I’m not depressed, and I don’t think I’m alone in my struggle to quantify the question, “How are you?”   How do you mesh the emotional yuck from the blechy stuff in your life with the rays of sunshine that were sprinkled throughout your day?  My friend from the first email worded it well when she said,

“I’m a mixed bag right now,  sometimes depressed…other times happy and loving life.  It’s hard to hold the contrasts, I guess.”

I couldn’t agree more with her.

Sometimes my answer of, “fine” is because I truly am fine.  Other times it’s because I’m in a hurry and just don’t have the time to explain.  Other times I lack the energy to explain the depths of my un-fineness. Then there are the times that my un-fineness is the result of my own making and I know that.  I don’t want to verbally throw up all over my friends.

Or maybe sometimes it’s because I am afraid to be honest.  Honest is vulnerable.  Honest requires courage and confidence – confidence to handle your friend’s response.
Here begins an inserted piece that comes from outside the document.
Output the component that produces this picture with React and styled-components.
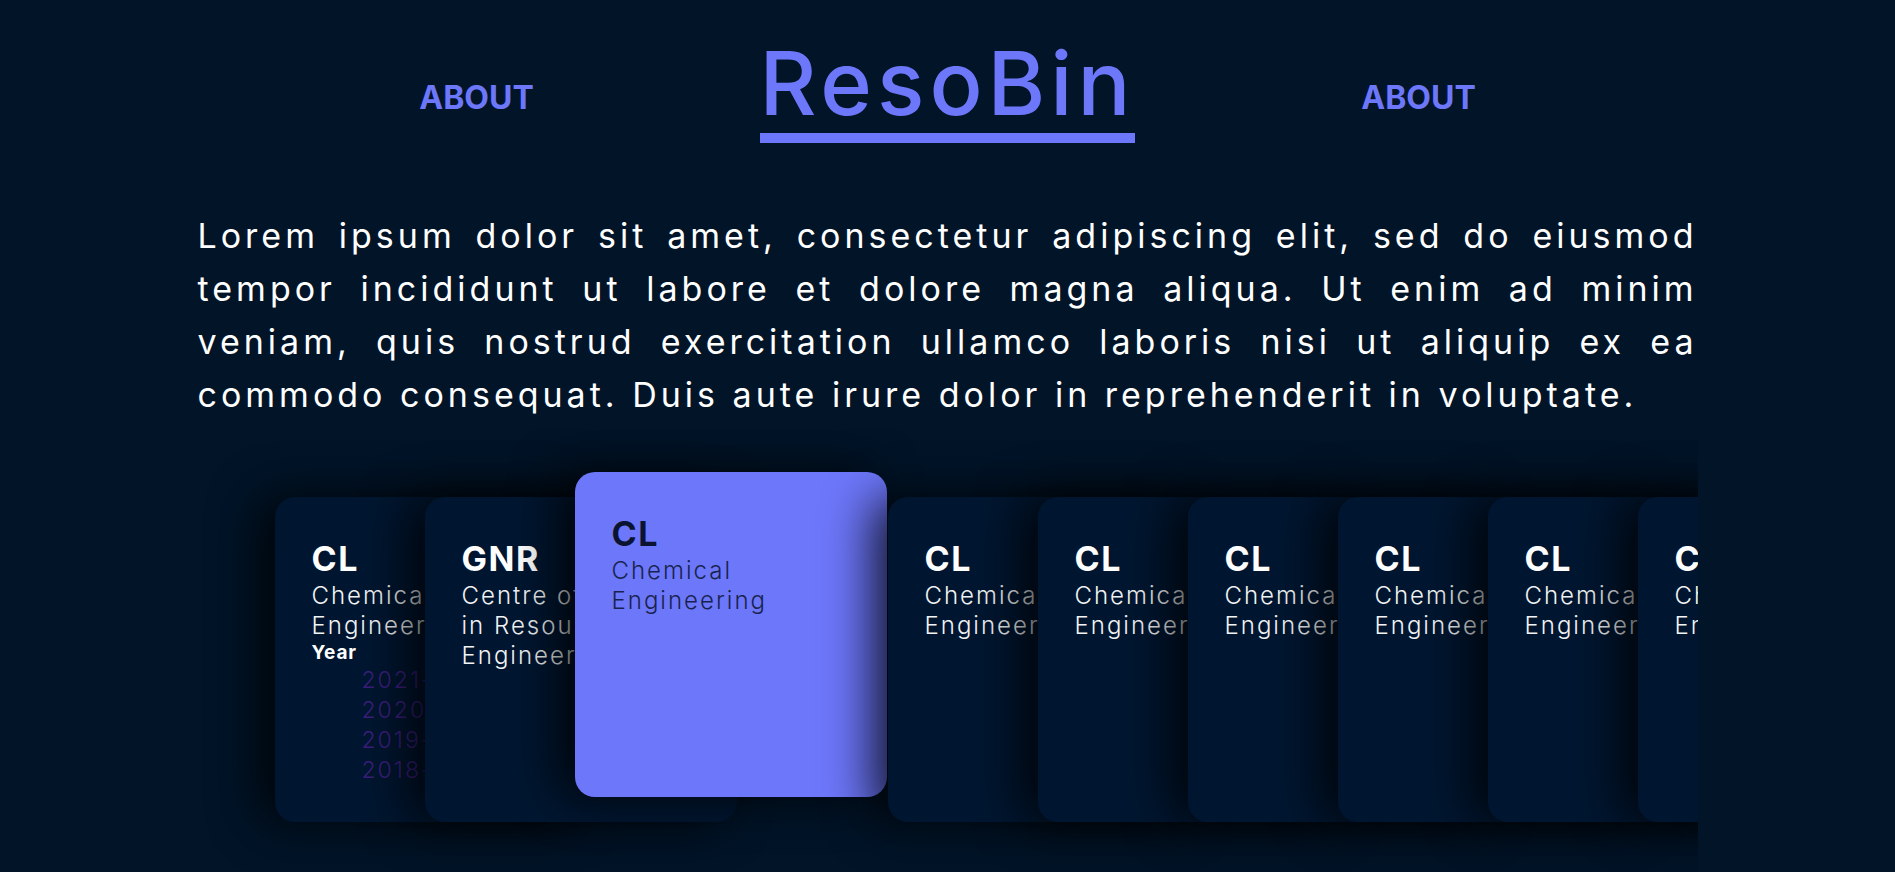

Honest requires humility.  When we answer, “fine” we can continue to solve all our problems ourselves – the way we want them solved.

I’m just starting to learn just how much we need friends in our lives.  Not just surface friends, but the ones who are willing to invest in you and you in them.  In light darkness is dispelled.  When I’m willing to look deeply enough inside myself and then be honest, I find perspective I would have never come up with on my own.  Sometimes I’m not crazy about the answers. But, that makes me think of Prov. 27:6 “Wounds from a friend can be trusted, but an enemy multiplies kisses.”

That makes me think of another conversation I had earlier this week.  How do we as fellow writers encourage each other and still give advice or perspective? Without the criticisms we don’t grow.  But, growth hurts.  When I was a pre-teen I would wake up in the night with “growing pains.”  My mom would give me dolomite pill and send me back to bed.  In the end there wasn’t much she could do for me, so a calcium/magnesium pill would hopefully take the edge off – or at least give me a placebo affect. I want to be the kind of writer or friend who can take the growing pains my friends who love me give me.  I just hope they cushion them with the dolomite pill of encouraging words too.

 

2 Comments

  1. This post resonates with me, totally. I’ve often thought about the flippant way we throw that question and its answer around. Some days I don’t leave the house because I don’t want to be confronted with that innocuous question… Lest I fall apart in front of someone. But those days are the bottom of the barrel days, not too common anymore. I’m thankful you put this out there.